When the camp notified people they could leave to join the military, her parents were very supportive and understanding. She was the first to leave out of her four siblings, and she was the oldest. In the later months of 1944, her involvement in the military began. Haruko previously knew about the Japanese language school run by the army in Snelling.

Just before she enlisted into the WACs, she worked for the war department to process V-mail at the Chicago station. This was a federal job under the army, and male supervisors ran the operations.

After the war began, her family was evacuated to the Jerome Relocation Center in southeastern Arkansas behind barbed wire in 1942. This internment camp was one of two temporary Arkansas sites for over 8,000 Japanese American internees during World War II.

In 1945, Haruko Sugi Hurt joined the Women’s Army Corps (WACs) and moved to Fort Snelling, Minnesota. She was a typist in the headquarters office. When she volunteered to join the WACs, she trained for six weeks to become a soldier in Des Moines as the only Japanese American and one of the few Asian women in her class. She was treated kindly, even with lingering prejudice.

After joining the WACs, she hoped to be assigned to a position where she could apply her linguistic ability to the job since she was one of several Nisei in the group who were fluent in Japanese.

She attended the MISLS in January 1945 and was still training when the war ended. She studied Japanese language, military terminology, and Japanese geography. When she graduated, part of her graduating class was sent to Japan as a part of the army of occupation. In contrast, the military sent her and others to Maryland, where the Pacific Military Intelligence Research Section (PACMIRS) resided, and then Washington, D.C. to work in the Washington Document Center. She translated documents there.

When she moved to Washington D.C., she worked in a WAC facility on C Street. When working as a translator, she was assigned to one of several teams that consisted of five or six enlisted members, an officer, and a team leader, but everyone worked on their separate assignments. Her time living in a communal space was not new as she had familiarized herself with it during her one year living in the Jerome Japanese American relocation center in Arkansas, an internment camp for Issei, Nisei, and Sansei, before her service.
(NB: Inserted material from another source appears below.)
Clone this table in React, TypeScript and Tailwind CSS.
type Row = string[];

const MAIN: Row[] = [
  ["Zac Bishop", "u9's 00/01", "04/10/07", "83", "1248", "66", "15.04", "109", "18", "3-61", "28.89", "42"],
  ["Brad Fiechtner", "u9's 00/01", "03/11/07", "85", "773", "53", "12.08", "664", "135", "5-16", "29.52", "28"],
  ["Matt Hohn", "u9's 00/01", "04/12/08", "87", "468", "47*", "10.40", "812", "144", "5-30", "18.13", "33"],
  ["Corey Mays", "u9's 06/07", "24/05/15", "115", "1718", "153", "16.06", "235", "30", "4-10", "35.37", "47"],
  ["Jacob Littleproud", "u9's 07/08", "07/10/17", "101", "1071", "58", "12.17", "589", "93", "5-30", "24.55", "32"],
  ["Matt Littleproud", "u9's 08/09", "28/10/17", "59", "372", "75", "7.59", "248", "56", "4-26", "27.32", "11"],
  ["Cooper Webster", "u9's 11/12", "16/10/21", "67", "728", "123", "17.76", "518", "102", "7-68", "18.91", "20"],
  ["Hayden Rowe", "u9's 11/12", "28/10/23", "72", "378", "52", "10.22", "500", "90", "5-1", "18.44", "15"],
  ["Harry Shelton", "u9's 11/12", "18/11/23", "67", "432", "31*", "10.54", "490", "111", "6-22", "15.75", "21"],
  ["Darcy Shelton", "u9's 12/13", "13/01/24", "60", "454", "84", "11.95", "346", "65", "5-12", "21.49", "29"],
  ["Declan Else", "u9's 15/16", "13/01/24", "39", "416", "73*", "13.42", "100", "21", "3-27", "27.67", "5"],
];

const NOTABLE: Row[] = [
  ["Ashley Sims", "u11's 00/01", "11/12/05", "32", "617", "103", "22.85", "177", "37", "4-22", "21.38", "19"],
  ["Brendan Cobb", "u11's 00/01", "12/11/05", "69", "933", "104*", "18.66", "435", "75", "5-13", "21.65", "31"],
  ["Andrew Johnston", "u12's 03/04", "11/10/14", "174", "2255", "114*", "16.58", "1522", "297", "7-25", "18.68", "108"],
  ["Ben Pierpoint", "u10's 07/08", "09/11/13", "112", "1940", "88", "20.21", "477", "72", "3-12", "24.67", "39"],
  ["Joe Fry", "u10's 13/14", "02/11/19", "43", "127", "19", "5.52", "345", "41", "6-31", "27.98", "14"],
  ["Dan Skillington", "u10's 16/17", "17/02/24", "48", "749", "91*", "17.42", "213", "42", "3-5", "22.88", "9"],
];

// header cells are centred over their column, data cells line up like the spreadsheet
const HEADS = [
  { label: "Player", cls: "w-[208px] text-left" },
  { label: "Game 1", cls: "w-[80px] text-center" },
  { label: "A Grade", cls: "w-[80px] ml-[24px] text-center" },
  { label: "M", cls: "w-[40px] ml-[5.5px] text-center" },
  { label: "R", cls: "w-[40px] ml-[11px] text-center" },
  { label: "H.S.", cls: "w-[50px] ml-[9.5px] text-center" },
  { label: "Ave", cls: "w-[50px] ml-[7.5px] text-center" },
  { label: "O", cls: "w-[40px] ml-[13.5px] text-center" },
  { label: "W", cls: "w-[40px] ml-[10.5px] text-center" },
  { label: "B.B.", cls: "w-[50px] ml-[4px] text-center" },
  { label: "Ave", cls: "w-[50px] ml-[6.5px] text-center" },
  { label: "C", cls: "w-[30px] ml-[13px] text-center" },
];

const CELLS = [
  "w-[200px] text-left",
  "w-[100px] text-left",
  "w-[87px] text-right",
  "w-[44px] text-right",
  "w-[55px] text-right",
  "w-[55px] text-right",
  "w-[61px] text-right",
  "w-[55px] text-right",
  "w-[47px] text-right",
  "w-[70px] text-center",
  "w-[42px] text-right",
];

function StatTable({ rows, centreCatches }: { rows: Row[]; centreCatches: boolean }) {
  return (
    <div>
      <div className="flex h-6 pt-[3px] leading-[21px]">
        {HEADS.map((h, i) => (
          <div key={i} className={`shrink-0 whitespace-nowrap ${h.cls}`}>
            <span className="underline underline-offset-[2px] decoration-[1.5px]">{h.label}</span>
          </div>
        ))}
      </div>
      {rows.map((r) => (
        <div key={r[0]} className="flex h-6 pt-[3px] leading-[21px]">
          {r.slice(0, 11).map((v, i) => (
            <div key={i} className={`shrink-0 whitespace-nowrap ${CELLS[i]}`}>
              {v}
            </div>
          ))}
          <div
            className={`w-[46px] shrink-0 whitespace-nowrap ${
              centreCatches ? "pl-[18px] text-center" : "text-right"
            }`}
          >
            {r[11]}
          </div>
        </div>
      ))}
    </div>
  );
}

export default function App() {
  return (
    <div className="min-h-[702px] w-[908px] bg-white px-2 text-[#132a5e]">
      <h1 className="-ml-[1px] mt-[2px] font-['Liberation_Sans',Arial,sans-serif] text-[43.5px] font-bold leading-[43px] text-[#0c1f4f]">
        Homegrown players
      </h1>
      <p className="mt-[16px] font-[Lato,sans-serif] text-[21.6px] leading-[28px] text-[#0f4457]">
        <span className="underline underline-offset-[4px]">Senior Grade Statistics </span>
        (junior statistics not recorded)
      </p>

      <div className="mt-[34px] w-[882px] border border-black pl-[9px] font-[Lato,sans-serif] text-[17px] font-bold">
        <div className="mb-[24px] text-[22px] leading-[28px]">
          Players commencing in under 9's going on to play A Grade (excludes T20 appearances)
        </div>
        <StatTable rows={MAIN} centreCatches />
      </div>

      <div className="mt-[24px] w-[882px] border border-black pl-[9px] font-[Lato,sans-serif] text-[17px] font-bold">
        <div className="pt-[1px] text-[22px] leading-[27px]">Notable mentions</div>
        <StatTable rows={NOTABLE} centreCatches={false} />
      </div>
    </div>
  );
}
In D.C., she lived in a sizeable dorm-like room with army cots lined in double rows and a foot locker at the end. She ate in the mess hall, visited the United Service Organization (USO) during her free time, and traveled to New York and Baltimore on days off and furloughs.
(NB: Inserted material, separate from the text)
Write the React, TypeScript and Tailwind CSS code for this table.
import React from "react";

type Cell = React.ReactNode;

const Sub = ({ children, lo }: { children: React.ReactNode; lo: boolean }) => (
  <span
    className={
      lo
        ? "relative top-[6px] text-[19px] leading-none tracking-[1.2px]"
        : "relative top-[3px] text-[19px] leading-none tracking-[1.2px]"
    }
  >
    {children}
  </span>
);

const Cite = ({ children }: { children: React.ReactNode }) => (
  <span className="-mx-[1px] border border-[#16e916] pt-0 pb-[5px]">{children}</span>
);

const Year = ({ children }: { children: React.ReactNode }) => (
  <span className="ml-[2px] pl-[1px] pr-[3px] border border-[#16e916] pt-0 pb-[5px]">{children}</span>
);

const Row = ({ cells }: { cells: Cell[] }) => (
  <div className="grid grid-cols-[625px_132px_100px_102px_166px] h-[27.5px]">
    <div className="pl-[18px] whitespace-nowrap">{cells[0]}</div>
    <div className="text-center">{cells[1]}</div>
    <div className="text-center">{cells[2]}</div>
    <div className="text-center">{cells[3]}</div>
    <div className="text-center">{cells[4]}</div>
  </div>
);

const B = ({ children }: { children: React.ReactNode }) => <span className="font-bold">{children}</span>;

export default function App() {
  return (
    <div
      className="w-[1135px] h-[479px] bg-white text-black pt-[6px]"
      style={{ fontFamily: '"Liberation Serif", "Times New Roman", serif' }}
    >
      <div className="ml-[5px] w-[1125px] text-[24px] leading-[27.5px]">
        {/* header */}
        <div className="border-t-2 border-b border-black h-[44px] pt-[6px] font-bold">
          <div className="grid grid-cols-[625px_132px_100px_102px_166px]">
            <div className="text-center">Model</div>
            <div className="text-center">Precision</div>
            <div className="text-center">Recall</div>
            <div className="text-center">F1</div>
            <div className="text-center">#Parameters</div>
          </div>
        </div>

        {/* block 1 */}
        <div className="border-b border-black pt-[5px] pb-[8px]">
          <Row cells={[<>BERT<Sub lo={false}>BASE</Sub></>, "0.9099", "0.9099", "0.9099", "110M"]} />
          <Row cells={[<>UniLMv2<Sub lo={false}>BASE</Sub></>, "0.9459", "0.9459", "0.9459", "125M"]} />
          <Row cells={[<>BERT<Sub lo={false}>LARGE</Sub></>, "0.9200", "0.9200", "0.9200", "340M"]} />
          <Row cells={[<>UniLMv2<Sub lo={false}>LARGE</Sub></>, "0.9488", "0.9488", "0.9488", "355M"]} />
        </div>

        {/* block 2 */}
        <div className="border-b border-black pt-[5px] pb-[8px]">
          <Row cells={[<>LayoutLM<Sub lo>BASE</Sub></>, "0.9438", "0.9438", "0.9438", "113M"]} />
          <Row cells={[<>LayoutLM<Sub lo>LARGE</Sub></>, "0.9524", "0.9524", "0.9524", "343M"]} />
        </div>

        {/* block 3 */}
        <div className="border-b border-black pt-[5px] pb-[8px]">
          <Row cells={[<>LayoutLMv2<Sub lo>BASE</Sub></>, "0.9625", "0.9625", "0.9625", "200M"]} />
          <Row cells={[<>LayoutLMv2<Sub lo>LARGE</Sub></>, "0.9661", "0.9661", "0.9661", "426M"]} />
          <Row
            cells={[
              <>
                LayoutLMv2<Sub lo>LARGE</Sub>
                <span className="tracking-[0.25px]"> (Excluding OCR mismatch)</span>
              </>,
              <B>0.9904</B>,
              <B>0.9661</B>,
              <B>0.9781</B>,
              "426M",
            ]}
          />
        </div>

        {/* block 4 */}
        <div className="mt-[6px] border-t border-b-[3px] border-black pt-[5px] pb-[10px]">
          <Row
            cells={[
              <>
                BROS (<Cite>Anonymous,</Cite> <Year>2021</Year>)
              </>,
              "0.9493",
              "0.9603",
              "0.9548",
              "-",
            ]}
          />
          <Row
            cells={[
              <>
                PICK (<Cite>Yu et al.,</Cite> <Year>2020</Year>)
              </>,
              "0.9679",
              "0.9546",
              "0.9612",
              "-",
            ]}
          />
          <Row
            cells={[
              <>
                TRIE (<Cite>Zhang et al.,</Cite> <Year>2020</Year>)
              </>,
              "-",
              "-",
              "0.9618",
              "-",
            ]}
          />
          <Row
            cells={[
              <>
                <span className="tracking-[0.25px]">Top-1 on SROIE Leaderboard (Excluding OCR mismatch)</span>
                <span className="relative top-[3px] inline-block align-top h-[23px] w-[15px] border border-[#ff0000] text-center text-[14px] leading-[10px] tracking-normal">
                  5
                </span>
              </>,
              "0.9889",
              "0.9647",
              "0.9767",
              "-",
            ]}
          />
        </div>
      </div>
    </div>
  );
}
During her service, she worked alongside American, Canadian, British, and Australian servicemen who shared the same knowledge and training in the Japanese language. She enjoyed meeting soldiers assigned to the same area as her and considered it a “broadening” experience. Some women, especially British soldiers, were less friendly to her and other Nisei individuals but Hurt considered this a minor matter.

In 1946, she was discharged from the army and returned home to Gardena, California, where her parents resided.

== Postwar ==
As a result of the G.I. Bill, Hurt was able to attend college at the University of Southern California (USC) after she was discharged in 1946 and went on to receive her Masters Degree in Social Work. She married an ex-navy man in college in 1951 whom she outranked as a former G.I. veteran. In 1951, she and her husband bought a home in Westwood and adopted two children. In 1984, she and her husband gained a divorce. Thereafter, raising her children alone, she also taught English as a Second Language (ESL), parent education, and child observation classes. She finally retired when she was seventy years old.

After Haruko’s service, she received the American Theatre Ribbon, Victory Medal, and Good Conduct Medal.

She was active in the Southern California Japanese American Historical Society after selling her home in Westwood and moving to Gardena. She died on January 19, 2012.